▸ **RECORDED INFORMATION**
===
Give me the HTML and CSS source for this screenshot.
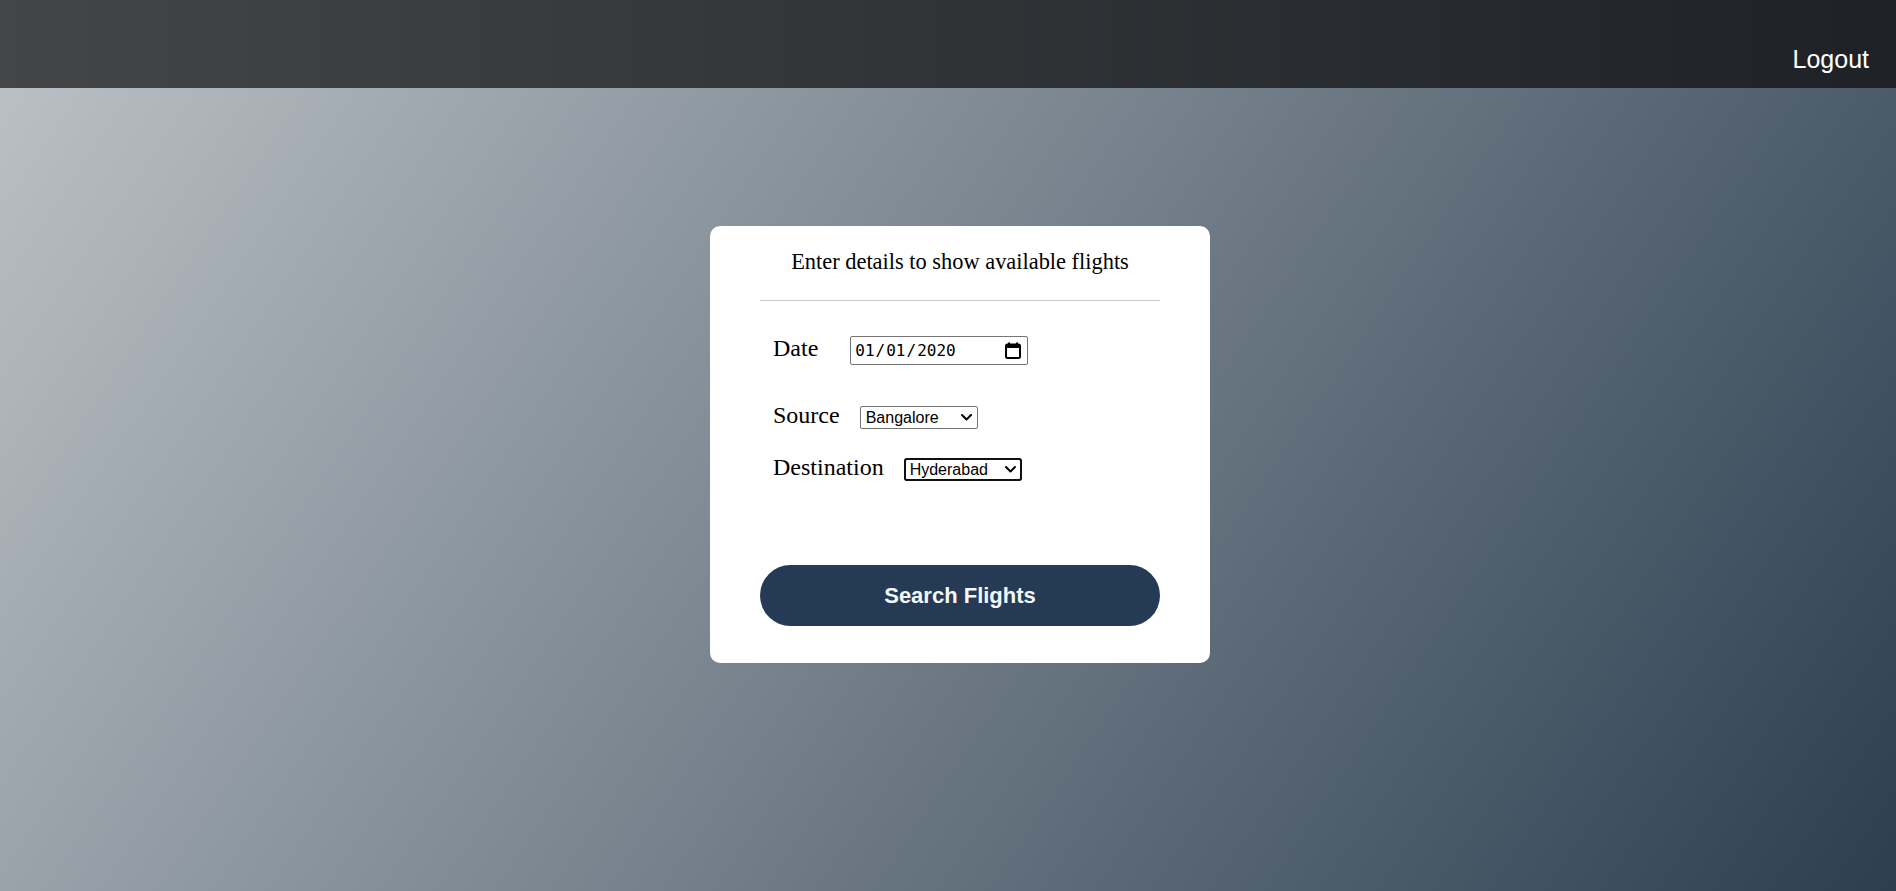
FILE: index.html
```html
<!DOCTYPE html>
<html lang="en">
<head>
<meta charset="utf-8">
<title>Search Flights</title>
<link rel="stylesheet" href="styles.css">
</head>
<body>
<header class="topbar">
  <a class="logout" href="#">Logout</a>
</header>
<main class="page">
  <section class="card">
    <h2 class="card-title">Enter details to show available flights</h2>
    <hr class="divider">
    <form class="flight-form">
      <div class="field field-date">
        <label class="field-label" for="date">Date</label>
        <input class="date-input" type="date" id="date" value="2020-01-01">
      </div>
      <div class="field field-source">
        <label class="field-label" for="source">Source</label>
        <select class="city-select" id="source">
          <option>Bangalore</option>
          <option>Hyderabad</option>
          <option>Chennai</option>
        </select>
      </div>
      <div class="field field-dest">
        <label class="field-label" for="dest">Destination</label>
        <select class="city-select is-focused" id="dest">
          <option>Hyderabad</option>
          <option>Bangalore</option>
          <option>Chennai</option>
        </select>
      </div>
      <button class="search-btn" type="button">Search Flights</button>
    </form>
  </section>
</main>
</body>
</html>
```

FILE: styles.css
```css
html {
  min-height: 100%;
  background: linear-gradient(124deg, #bdc3c7 0%, #2c3e50 100%);
}

body {
  margin: 0;
  min-height: 100vh;
  font-family: "Liberation Serif", "Times New Roman", serif;
  color: #000;
}

.topbar {
  height: 88px;
  box-sizing: border-box;
  display: flex;
  justify-content: flex-end;
  align-items: flex-start;
  padding: 45px 27px 0 0;
  background: linear-gradient(to right, #434547, #1e2126);
}

.logout {
  font-family: "Liberation Sans", Arial, sans-serif;
  font-size: 25px;
  line-height: 29px;
  color: #fff;
  text-decoration: none;
}

.page {
  display: flex;
  justify-content: center;
  padding-left: 24px;
  padding-top: 138px;
}

.card {
  width: 500px;
  box-sizing: border-box;
  background: #fff;
  border-radius: 10px;
  padding: 23px 50px 37px;
}

.card-title {
  margin: 0;
  font-size: 22.4px;
  font-weight: normal;
  text-align: center;
  line-height: 26px;
}

.divider {
  margin: 25px 0 0;
  border: 0;
  height: 1px;
  background: #cccccc;
}

.flight-form {
  display: flex;
  flex-direction: column;
  padding-top: 34px;
}

.field {
  display: flex;
  align-items: baseline;
  padding-left: 13px;
}

.field-source {
  margin-top: 37px;
}

.field-dest {
  margin-top: 24px;
}

.field-label {
  font-size: 24px;
  line-height: 27.6px;
  margin-right: 20px;
}

.date-input {
  margin-left: 12px;
  width: 178px;
  height: 29px;
  box-sizing: border-box;
  font-family: "DejaVu Sans Mono", "Liberation Mono", monospace;
  font-size: 16px;
  padding: 2px 3px;
  border: 1px solid #767676;
  border-radius: 2px;
  color: #000;
  background: #fff;
}

.date-input::-webkit-calendar-picker-indicator {
  width: 16px;
  height: 17px;
  padding: 0;
  margin: 0 3px 0 0;
  background: url("data:image/svg+xml,%3Csvg xmlns='http://www.w3.org/2000/svg' viewBox='0 0 16 17'%3E%3Cpath d='M4 0.5v2M12 0.5v2' stroke='%23000' stroke-width='2' fill='none'/%3E%3Crect x='1' y='2.5' width='14' height='13.5' rx='1.5' fill='none' stroke='%23000' stroke-width='2'/%3E%3Crect x='1' y='2.5' width='14' height='3.5' fill='%23000'/%3E%3C/svg%3E") center / 16px 17px no-repeat;
  opacity: 1;
}

.city-select {
  -webkit-appearance: none;
  appearance: none;
  width: 118px;
  height: 23px;
  box-sizing: border-box;
  font-family: "Liberation Sans", Arial, sans-serif;
  font-size: 16px;
  line-height: 19px;
  padding: 0 20px 0 5px;
  border: 1px solid #767676;
  border-radius: 2px;
  color: #000;
  background: #fff url("data:image/svg+xml,%3Csvg xmlns='http://www.w3.org/2000/svg' viewBox='0 0 11 7'%3E%3Cpath d='M1 1l4.5 4.5L10 1' stroke='%23000' stroke-width='2' fill='none' stroke-linecap='round' stroke-linejoin='round'/%3E%3C/svg%3E") right 5px center / 11px 7px no-repeat;
}

.is-focused {
  outline: 2px solid #101010;
  outline-offset: -2px;
  border-radius: 3px;
}

.search-btn {
  margin-top: 84px;
  width: 100%;
  height: 61px;
  border: 0;
  border-radius: 31px;
  background: #253b55;
  color: #f4f7fa;
  font-family: "Liberation Sans", Arial, sans-serif;
  font-size: 22px;
  font-weight: bold;
  cursor: pointer;
}
```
===
▸ **EXERCISE GOAL**
Determine how many lines of the listing above hold the word "source". Report that number without anything else.

▸ **SOLVED PROBLEM**
5